Let’s move to the implementation. Note that we now will store the ancestor $p$ and the character $pch$ of the edge from $p$ to $v$ for each vertex $v$. Also at each vertex we will store the suffix link $\text{link}$ (or $-1$ if it hasn’t been calculated yet), and in the array $\text{go}[k]$ the transitions in the machine for each symbol (again $-1$ if it hasn’t been calculated yet).

const int K = 26;

struct Vertex {
    int next[K];
    bool leaf = false;
    int p = -1;
    char pch;
    int link = -1;
    int go[K];

    Vertex(int p=-1, char ch='$') : p(p), pch(ch) {
        fill(begin(next), end(next), -1);
        fill(begin(go), end(go), -1);
    }
};

vector<Vertex> t(1);

void add_string(string const& s) {
    int v = 0;
    for (char ch : s) {
        int c = ch - 'a';
        if (t[v].next == -1) {
            t[v].next = t.size();
            t.emplace_back(v, ch);
        }
        v = t[v].next;
    }
    t[v].leaf = true;
}

int go(int v, char ch);

int get_link(int v) {
    if (t[v].link == -1) {
        if (v == 0 || t[v].p == 0)
            t[v].link = 0;
        else
            t[v].link = go(get_link(t[v].p), t[v].pch);
    }
    return t[v].link;
}

int go(int v, char ch) {
    int c = ch - 'a';
    if (t[v].go == -1) {
        if (t[v].next != -1)
            t[v].go = t[v].next;
        else
            t[v].go = v == 0 ? 0 : go(get_link(v), ch);
    }
    return t[v].go;
}

It is easy to see, that due to the memoization of the found suffix links and transitions the total time for finding all suffix links and transitions will be linear.

3. Applications

3.1. Find all strings from a given set in a text

Given a set of strings and a text. We have to print all occurrences of all strings from the set in the given text in $O(\text{len} + \text{ans})$, where $\text{len}$ is the length of the text and $\text{ans}$ is the size of the answer.
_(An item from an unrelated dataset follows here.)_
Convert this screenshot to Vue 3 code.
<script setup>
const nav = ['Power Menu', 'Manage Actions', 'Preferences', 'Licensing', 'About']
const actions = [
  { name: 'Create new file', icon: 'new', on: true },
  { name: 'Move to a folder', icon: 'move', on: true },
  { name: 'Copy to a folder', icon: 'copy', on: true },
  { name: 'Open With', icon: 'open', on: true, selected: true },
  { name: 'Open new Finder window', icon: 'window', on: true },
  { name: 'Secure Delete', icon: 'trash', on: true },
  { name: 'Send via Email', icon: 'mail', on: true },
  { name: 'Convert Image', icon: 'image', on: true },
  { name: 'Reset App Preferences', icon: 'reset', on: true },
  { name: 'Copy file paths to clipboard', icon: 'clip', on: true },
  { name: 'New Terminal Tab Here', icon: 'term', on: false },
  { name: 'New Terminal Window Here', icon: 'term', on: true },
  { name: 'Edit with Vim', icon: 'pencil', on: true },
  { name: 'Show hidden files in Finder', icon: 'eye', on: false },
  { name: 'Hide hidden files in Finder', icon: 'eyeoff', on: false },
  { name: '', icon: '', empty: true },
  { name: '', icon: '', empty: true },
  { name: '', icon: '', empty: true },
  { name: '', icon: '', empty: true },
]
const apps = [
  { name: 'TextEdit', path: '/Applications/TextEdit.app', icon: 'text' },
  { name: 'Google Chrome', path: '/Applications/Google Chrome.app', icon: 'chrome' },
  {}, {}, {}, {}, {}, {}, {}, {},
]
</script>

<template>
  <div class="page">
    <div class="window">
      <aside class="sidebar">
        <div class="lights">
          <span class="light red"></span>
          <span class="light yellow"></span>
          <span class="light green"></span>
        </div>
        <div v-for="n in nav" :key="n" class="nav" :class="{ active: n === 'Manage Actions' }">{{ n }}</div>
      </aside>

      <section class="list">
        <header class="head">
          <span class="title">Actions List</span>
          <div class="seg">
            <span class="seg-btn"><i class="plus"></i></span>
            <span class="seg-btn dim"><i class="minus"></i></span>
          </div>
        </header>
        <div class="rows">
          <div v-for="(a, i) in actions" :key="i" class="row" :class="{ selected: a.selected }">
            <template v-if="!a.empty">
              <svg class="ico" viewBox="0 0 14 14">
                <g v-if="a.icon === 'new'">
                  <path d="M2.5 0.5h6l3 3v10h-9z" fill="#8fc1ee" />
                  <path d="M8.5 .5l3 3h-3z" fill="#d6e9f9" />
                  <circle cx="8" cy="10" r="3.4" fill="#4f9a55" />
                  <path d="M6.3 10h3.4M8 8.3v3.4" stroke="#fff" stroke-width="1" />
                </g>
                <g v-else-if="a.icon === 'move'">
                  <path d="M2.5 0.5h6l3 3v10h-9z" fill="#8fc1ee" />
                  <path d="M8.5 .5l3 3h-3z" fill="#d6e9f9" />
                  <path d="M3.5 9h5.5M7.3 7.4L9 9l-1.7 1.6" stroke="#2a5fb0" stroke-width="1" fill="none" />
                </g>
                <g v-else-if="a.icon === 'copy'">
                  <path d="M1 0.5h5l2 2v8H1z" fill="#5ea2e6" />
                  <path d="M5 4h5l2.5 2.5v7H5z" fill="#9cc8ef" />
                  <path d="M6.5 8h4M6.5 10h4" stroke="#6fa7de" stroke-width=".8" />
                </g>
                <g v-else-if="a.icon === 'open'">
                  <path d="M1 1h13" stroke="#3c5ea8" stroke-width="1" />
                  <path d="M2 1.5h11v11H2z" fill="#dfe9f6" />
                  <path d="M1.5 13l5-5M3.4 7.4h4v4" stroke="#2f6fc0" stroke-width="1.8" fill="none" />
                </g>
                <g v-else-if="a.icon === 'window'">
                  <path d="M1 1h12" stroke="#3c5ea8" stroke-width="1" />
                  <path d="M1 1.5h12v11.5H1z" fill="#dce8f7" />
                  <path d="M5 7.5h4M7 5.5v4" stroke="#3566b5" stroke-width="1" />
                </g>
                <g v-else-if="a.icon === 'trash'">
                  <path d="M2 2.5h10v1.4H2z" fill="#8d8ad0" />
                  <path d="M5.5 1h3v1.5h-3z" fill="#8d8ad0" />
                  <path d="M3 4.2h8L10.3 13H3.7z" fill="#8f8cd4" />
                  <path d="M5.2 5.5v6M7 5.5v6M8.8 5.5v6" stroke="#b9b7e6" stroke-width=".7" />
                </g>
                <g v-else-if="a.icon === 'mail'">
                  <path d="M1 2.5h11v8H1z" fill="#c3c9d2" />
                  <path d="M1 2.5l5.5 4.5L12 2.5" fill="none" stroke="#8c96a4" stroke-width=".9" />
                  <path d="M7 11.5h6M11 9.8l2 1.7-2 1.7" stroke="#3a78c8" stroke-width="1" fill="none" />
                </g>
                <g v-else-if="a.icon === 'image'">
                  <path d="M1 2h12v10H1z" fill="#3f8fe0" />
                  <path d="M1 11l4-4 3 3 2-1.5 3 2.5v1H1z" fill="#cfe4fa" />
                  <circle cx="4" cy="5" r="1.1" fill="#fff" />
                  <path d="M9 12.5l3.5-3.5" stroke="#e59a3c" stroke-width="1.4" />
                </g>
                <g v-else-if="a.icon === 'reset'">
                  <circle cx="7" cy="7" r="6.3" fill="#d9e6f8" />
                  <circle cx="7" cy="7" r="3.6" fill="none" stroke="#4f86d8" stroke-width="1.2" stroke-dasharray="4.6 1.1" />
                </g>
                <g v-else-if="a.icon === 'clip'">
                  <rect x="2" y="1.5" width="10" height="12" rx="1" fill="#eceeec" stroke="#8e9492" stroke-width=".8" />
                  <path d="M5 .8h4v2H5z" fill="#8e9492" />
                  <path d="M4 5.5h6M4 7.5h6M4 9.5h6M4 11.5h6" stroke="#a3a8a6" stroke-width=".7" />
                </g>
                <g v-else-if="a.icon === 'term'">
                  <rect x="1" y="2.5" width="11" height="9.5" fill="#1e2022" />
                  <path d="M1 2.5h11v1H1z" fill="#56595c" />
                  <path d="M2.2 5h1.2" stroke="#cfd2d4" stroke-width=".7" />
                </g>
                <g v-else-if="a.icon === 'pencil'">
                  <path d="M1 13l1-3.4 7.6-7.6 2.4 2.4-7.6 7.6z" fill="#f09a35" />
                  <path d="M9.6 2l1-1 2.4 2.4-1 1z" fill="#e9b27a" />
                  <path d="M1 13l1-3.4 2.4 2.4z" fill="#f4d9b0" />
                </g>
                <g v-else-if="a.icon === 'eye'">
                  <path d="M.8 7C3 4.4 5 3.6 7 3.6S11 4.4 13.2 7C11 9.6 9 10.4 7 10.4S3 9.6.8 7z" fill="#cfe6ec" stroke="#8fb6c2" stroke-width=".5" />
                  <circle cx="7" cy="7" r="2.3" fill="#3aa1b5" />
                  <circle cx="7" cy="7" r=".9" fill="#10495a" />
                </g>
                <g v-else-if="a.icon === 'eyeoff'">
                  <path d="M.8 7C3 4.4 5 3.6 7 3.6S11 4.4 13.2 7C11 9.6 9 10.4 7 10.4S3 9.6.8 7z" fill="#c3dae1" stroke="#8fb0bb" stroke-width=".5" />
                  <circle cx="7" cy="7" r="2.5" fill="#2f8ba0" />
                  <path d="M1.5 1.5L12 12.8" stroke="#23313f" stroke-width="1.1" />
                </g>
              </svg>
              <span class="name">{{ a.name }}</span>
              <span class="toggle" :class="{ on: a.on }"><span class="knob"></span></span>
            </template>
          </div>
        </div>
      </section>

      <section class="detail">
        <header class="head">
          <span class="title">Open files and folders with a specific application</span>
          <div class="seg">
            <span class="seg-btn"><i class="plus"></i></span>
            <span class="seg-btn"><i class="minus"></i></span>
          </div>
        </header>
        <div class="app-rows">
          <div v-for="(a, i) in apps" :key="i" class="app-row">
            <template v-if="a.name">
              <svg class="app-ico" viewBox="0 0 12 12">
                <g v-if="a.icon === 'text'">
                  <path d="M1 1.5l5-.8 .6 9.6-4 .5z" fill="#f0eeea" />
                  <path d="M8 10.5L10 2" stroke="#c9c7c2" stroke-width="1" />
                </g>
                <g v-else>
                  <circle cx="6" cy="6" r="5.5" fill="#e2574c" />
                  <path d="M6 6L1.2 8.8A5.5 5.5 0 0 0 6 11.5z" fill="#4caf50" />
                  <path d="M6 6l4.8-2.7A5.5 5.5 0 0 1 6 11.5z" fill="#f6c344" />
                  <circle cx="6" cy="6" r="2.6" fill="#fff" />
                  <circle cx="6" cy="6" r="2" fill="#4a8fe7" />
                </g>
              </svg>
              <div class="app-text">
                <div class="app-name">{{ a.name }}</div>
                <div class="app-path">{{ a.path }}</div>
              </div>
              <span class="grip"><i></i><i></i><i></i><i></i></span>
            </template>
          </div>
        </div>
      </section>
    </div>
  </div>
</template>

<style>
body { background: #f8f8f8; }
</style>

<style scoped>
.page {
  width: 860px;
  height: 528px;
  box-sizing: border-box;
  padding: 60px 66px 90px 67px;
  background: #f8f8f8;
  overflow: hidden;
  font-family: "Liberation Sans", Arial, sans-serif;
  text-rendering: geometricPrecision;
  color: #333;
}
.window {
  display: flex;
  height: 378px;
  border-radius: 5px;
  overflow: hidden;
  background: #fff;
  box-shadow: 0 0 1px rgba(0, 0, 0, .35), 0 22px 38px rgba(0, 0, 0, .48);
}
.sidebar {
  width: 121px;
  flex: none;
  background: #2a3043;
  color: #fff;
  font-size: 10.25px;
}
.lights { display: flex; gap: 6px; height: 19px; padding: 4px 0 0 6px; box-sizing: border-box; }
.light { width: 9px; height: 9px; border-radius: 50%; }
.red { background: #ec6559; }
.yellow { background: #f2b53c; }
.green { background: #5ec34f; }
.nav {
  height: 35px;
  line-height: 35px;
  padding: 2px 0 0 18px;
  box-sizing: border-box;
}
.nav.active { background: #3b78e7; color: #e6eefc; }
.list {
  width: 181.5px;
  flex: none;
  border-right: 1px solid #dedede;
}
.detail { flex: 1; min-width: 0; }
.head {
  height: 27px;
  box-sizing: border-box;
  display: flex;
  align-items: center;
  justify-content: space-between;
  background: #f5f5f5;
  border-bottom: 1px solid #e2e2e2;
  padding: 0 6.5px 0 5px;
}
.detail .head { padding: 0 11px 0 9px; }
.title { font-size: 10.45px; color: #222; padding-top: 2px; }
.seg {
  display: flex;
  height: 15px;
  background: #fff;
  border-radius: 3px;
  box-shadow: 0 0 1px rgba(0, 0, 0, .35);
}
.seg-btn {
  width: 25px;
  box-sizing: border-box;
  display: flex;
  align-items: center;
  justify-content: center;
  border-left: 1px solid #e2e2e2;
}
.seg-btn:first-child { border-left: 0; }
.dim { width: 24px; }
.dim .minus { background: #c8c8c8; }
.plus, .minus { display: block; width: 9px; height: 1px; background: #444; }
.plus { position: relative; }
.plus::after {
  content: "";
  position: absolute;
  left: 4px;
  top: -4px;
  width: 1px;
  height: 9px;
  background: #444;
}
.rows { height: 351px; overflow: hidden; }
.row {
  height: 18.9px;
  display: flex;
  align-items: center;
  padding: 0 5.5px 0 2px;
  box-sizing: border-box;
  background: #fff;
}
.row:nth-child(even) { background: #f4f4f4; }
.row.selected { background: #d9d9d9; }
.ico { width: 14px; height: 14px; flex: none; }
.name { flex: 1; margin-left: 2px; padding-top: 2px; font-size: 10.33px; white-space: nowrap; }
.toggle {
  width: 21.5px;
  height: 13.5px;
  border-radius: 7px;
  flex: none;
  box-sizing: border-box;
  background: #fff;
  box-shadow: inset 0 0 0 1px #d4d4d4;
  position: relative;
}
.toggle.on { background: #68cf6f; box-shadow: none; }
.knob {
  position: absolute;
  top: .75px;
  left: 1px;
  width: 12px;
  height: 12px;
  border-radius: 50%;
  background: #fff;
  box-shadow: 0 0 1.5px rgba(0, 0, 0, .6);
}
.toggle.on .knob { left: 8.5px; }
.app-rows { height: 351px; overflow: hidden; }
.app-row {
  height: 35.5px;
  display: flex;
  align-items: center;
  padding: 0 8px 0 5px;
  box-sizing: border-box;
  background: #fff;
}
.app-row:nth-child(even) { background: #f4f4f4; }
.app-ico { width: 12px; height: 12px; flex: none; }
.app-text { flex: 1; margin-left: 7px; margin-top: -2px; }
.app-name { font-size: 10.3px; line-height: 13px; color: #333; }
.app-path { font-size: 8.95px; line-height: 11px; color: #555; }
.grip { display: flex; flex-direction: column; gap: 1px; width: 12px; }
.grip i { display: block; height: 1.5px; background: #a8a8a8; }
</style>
We construct an automaton for this set of strings. We will now process the text letter by letter, transitioning during the different states. Initially we are at the root of the trie. If we are at any time at state $v$, and the next letter is $c$, then we transition to the next state with $\text{go}(v, c)$, thereby either increasing the length of the current match substring by $1$, or decreasing it by following a suffix link.

How can we find out for a state $v$, if there are any matches with strings for the set? First, it is clear that if we stand on a $\text{leaf}$ vertex, then the string corresponding to the vertex ends at this position in the text. However this is by no means the only possible case of achieving a match: if we can reach one or more $\text{leaf}$ vertices by moving along the suffix links, then there will be also a match corresponding to each found $\text{leaf}$ vertex. A simple example demonstrating this situation can be creating using the set of strings $\{dabce, abc, bc\}$ and the text $dabc$.
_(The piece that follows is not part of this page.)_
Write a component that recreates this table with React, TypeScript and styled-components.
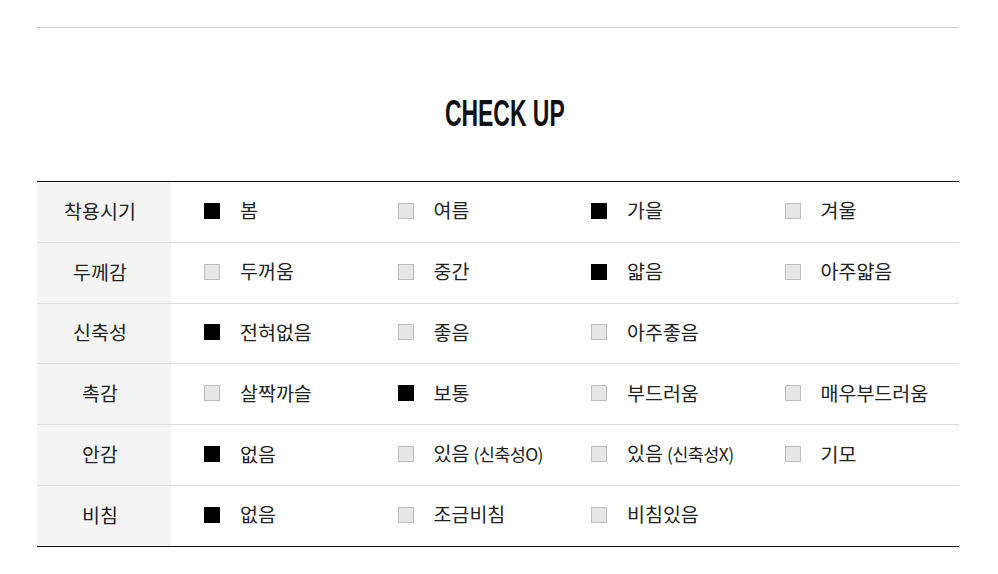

Thus if we store in each $\text{leaf}$ vertex the index of the string corresponding to it (or the list of indices if duplicate strings appear in the set), then we can find in $O(n)$ time the indices of all strings which match the current state, by simply following the suffix links from the current vertex to the root. However this is not the most efficient solution, since this gives us $O(n ~ \text{len})$ complexity in total. However this can be optimized by computing and storing the nearest $\text{leaf}$ vertex that is reachable using suffix links (this is sometimes called the exit link). This value we can compute lazily in linear time. Thus for each vertex we can advance in $O(1)$ time to the next marked vertex in the suffix link path, i.e. to the next match. Thus for each match we spend $O(1)$ time, and therefore we reach the complexity $O(\text{len} + \text{ans})$.

If you only want to count the occurrences and not find the indices themselves, you can calculate the number of marked vertices in the suffix link path for each vertex $v$. This can be calculated in $O(n)$ time in total. Thus we can sum up all matches in $O(\text{len})$.
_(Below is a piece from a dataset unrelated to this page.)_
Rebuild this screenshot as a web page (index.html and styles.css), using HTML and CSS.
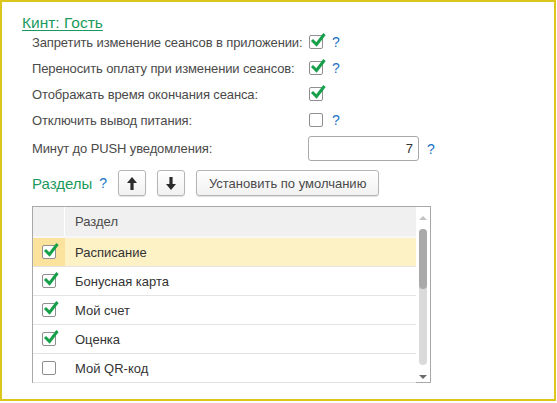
FILE: index.html
```html
<!DOCTYPE html>
<html lang="ru">
  <head>
    <meta charset="UTF-8" />
    <meta name="viewport" content="width=device-width, initial-scale=1.0" />
    <link rel="stylesheet" href="styles.css">
    <title>Кинт: Гость</title>
  </head>
  <body>
    <main class="frame">
      <h1 class="title">Кинт: Гость</h1>

      <div class="settings">
        <div class="row">
          <span class="label">Запретить изменение сеансов в приложении:</span>
          <span class="cb checked"><svg viewBox="0 0 18 18"><path d="M3 8 L7.5 12.5 L15.5 2" /></svg></span>
          <span class="hint">?</span>
        </div>
        <div class="row">
          <span class="label">Переносить оплату при изменении сеансов:</span>
          <span class="cb checked"><svg viewBox="0 0 18 18"><path d="M3 8 L7.5 12.5 L15.5 2" /></svg></span>
          <span class="hint">?</span>
        </div>
        <div class="row">
          <span class="label">Отображать время окончания сеанса:</span>
          <span class="cb checked"><svg viewBox="0 0 18 18"><path d="M3 8 L7.5 12.5 L15.5 2" /></svg></span>
        </div>
        <div class="row">
          <span class="label">Отключить вывод питания:</span>
          <span class="cb"></span>
          <span class="hint">?</span>
        </div>
        <div class="row row-input">
          <span class="label">Минут до PUSH уведомления:</span>
          <input class="field" type="text" value="7" />
          <span class="hint">?</span>
        </div>

        <div class="toolbar">
          <span class="section-title">Разделы</span>
          <span class="hint">?</span>
          <button class="btn btn-icon btn-first">
            <svg viewBox="0 0 10 13"><path d="M5 0 L10 6 L6.6 6 L6.6 13 L3.4 13 L3.4 6 L0 6 Z" /></svg>
          </button>
          <button class="btn btn-icon">
            <svg viewBox="0 0 10 13"><path d="M5 13 L10 7 L6.6 7 L6.6 0 L3.4 0 L3.4 7 L0 7 Z" /></svg>
          </button>
          <button class="btn btn-text">Установить по умолчанию</button>
        </div>

        <div class="table">
          <div class="grid">
            <div class="tr head">
              <div class="td td-check"></div>
              <div class="td td-name">Раздел</div>
            </div>
            <div class="tr current">
              <div class="td td-check"><span class="cb checked"><svg viewBox="0 0 18 18"><path d="M3 8 L7.5 12.5 L15.5 2" /></svg></span></div>
              <div class="td td-name">Расписание</div>
            </div>
            <div class="tr">
              <div class="td td-check"><span class="cb checked"><svg viewBox="0 0 18 18"><path d="M3 8 L7.5 12.5 L15.5 2" /></svg></span></div>
              <div class="td td-name">Бонусная карта</div>
            </div>
            <div class="tr">
              <div class="td td-check"><span class="cb checked"><svg viewBox="0 0 18 18"><path d="M3 8 L7.5 12.5 L15.5 2" /></svg></span></div>
              <div class="td td-name">Мой счет</div>
            </div>
            <div class="tr">
              <div class="td td-check"><span class="cb checked"><svg viewBox="0 0 18 18"><path d="M3 8 L7.5 12.5 L15.5 2" /></svg></span></div>
              <div class="td td-name">Оценка</div>
            </div>
            <div class="tr">
              <div class="td td-check"><span class="cb"></span></div>
              <div class="td td-name">Мой QR-код</div>
            </div>
          </div>
          <div class="scroll">
            <span class="arrow-up"></span>
            <span class="track"><span class="thumb"></span></span>
            <span class="arrow-down"></span>
          </div>
        </div>
      </div>
    </main>
  </body>
</html>
```

FILE: styles.css
```css
* {
  box-sizing: border-box;
  margin: 0;
  padding: 0;
  --green: #1a9a5c;
  --blue: #1b73c4;
  --text: #4a4a4a;
  --line: #a8a8a8;
}

body {
  font-family: 'Liberation Sans', Arial, sans-serif;
  font-size: 13px;
  color: var(--text);
  background-color: white;
}

.frame {
  display: block;
  width: 556px;
  height: 401px;
  border: 2px solid #dcc61b;
  padding: 12px 0 0 20px;
}

.title {
  font-size: 15.5px;
  font-weight: normal;
  line-height: 18px;
  height: 15px;
  color: var(--green);
  text-decoration: underline;
  text-underline-offset: 2px;
}

.settings {
  padding-left: 10px;
}

.row {
  display: flex;
  align-items: center;
  height: 26px;
}

.label {
  width: 277px;
  letter-spacing: -0.12px;
}

.hint {
  color: var(--blue);
  font-size: 14px;
  margin-left: 9px;
}

/* checkbox */
.cb {
  position: relative;
  display: inline-block;
  width: 14px;
  height: 14px;
  border: 1px solid #8f8f8f;
  border-radius: 2px;
  background-color: white;
}

.cb svg {
  position: absolute;
  left: -1px;
  top: -4px;
  width: 18px;
  height: 18px;
  overflow: visible;
}

.cb path {
  fill: none;
  stroke: #17a04a;
  stroke-width: 3;
}

.row-input {
  height: 25px;
  margin-top: 3px;
}

.row-input .label {
  width: 276px;
}

.field {
  width: 111px;
  height: 25px;
  border: 1px solid #a9a9a9;
  border-radius: 3px;
  padding-right: 5px;
  text-align: right;
  font-family: inherit;
  font-size: 13px;
  color: #333;
  outline: none;
}

.row-input .hint {
  margin-left: 8px;
}

/* toolbar */
.toolbar {
  display: flex;
  align-items: center;
  margin-top: 9px;
  height: 26px;
}

.section-title {
  font-size: 15px;
  color: var(--green);
}

.toolbar .hint {
  margin-left: 7px;
}

.btn {
  height: 26px;
  margin-left: 11px;
  border: 1px solid #b5b5b5;
  border-radius: 3px;
  background: linear-gradient(#ffffff, #f1f1f1);
  box-shadow: 0 1px 1px rgba(0, 0, 0, 0.12);
  font-family: inherit;
  font-size: 13px;
  color: var(--text);
}

.btn-first {
  margin-left: 11px;
}

.btn-icon {
  display: flex;
  align-items: center;
  justify-content: center;
  width: 28px;
}

.btn-icon svg {
  width: 10px;
  height: 13px;
}

.btn-icon path {
  fill: #2b2b2b;
}

.btn-text {
  width: 183px;
}

/* table */
.table {
  display: flex;
  width: 399px;
  height: 177px;
  margin-top: 10px;
  border: 1px solid var(--line);
}

.grid {
  flex: 1;
  color: #333;
}

.tr {
  display: flex;
  height: 29px;
  border-bottom: 1px solid #e3e3e3;
}

.td {
  display: flex;
  align-items: center;
}

.td-check {
  width: 32px;
  justify-content: center;
}

.td-name {
  flex: 1;
  padding-left: 10px;
}

.head {
  height: 31px;
  border-bottom: 2px solid #f7f7f7;
  background-color: #f0f0f0;
  color: var(--text);
}

.head .td-check {
  border-right: 1px solid white;
}

.current {
  background-color: #fdf1c6;
}

.current .td-check {
  background-color: #fbe39d;
}

.scroll {
  display: flex;
  flex-direction: column;
  align-items: center;
  width: 14px;
  padding-top: 9px;
}

.arrow-up {
  border: 4px solid transparent;
  border-top: 0;
  border-bottom: 4px solid #c2c2c2;
}

.arrow-down {
  margin-top: 10px;
  border: 4px solid transparent;
  border-bottom: 0;
  border-top: 4px solid #6b6b6b;
}

.track {
  display: block;
  width: 8px;
  height: 136px;
  margin-top: 9px;
  border-radius: 4px;
  background-color: #dadada;
}

.thumb {
  display: block;
  height: 60px;
  border-radius: 4px;
  background-color: #a9a9a9;
}
```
3.2. Finding the lexicographical smallest string of a given length that doesn’t match any given strings

A set of strings and a length $L$ is given. We have to find a string of length $L$, which does not contain any of the string, and derive the lexicographical smallest of such strings.

We can construct the automaton for the set of strings. Let’s remember, that the vertices from which we can reach a $\text{leaf}$ vertex are the states, at which we have a match with a string from the set. Since in this task we have to avoid matches, we are not allowed to enter such states. On the other hand we can enter all other vertices. Thus we delete all “bad” vertices from the machine, and in the remaining graph of the automaton we find the lexicographical smallest path of length $L$. This task can be solved in $O(L)$ for example by depth first search.

3.3. Finding the shortest string containing all given strings

Here we use the same ideas. For each vertex we store a mask that denotes the strings which match at this state. Then the problem can be reformulated as follows: initially being in the state $(v = \text{root},~ \text{mask} = 0)$, we want to reach the state $(v,~ \text{mask} = 2^n – 1)$, where $n$ is the number of strings in the set. When we transition from one state to another using a letter, we update the mask accordingly. By running a breadth first search we can find a path to the state $(v,~ \text{mask} = 2^n – 1)$ with the smallest length.

3.4. Finding the lexicographical smallest string of length $L$ containing $k$ strings

As in the previous problem, we calculate for each vertex the number of matches that correspond to it (that is the number of marked vertices reachable using suffix links). We reformulate the problem: the current state is determined by a triple of numbers $(v,~ \text{len},~ \text{cnt})$, and we want to reach from the state $(\text{root},~ 0,~ 0)$ the state $(v,~ L,~ k)$, where $v$ can be any vertex. Thus we can find such a path using depth first search (and if the search looks at the edges in their natural order, then the found path will automatically be the lexicographical smallest).